72. If the Applicant wishes to make a costs application, then she must file at the Tribunal and serve on the Respondents by 4 pm on 29 October 2025 a schedule of the costs she has incurred since the date when this matter was referred to the Tribunal.

73. If either party has grounds to submit that I should make a different order on costs, then they should file at the Tribunal and serve on the other party, by the same date, submissions explaining what the costs order (if any) should be made and why. Dated this 1st day of October 2025 Judge Timothy Cowen By Order of The Tribunal Rights of appeal By rule 36(2) of the Tribunal Procedure (First-tier Tribunal) (Property Chamber) Rules 2013, the tribunal is required to notify the parties about any right of appeal they may have.
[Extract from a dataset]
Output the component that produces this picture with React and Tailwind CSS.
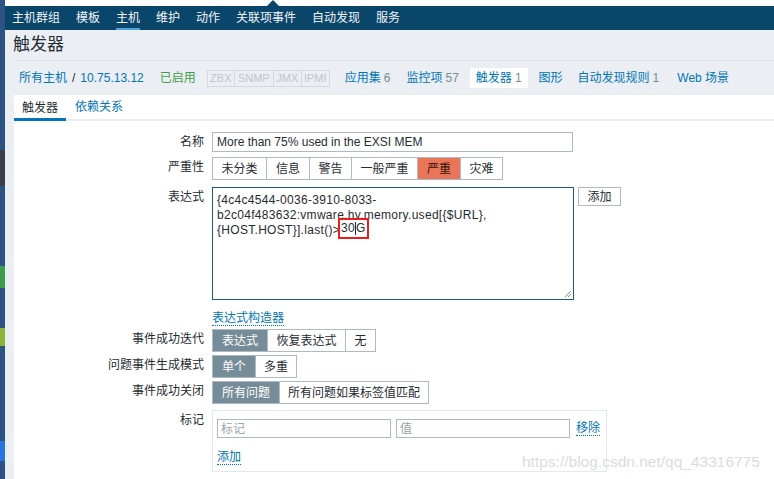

If a party wishes to appeal this decision to the Upper Tribunal (Lands Chamber), then a written application for permission must be made to the First-tier Tribunal. The application for permission to appeal must arrive at the First-tier Tribunal within 28 days after the tribunal sends the decision to the person making the application. If the application is not made within the 28 day time limit, such application must include a request for an extension of time and the reason for not complying with the 28 day time limit; the tribunal will then look at such reason(s) and decide whether to allow the application for permission to appeal to proceed, despite not being within the time limit. The application for permission to appeal must identify the decision of the tribunal to which it relates (i.e. give the date, the property and the case number), state the grounds of appeal and state the result the party making the application is seeking. If the tribunal refuses to grant permission to appeal, a further application for permission may be made to the Upper Tribunal (Lands Chamber).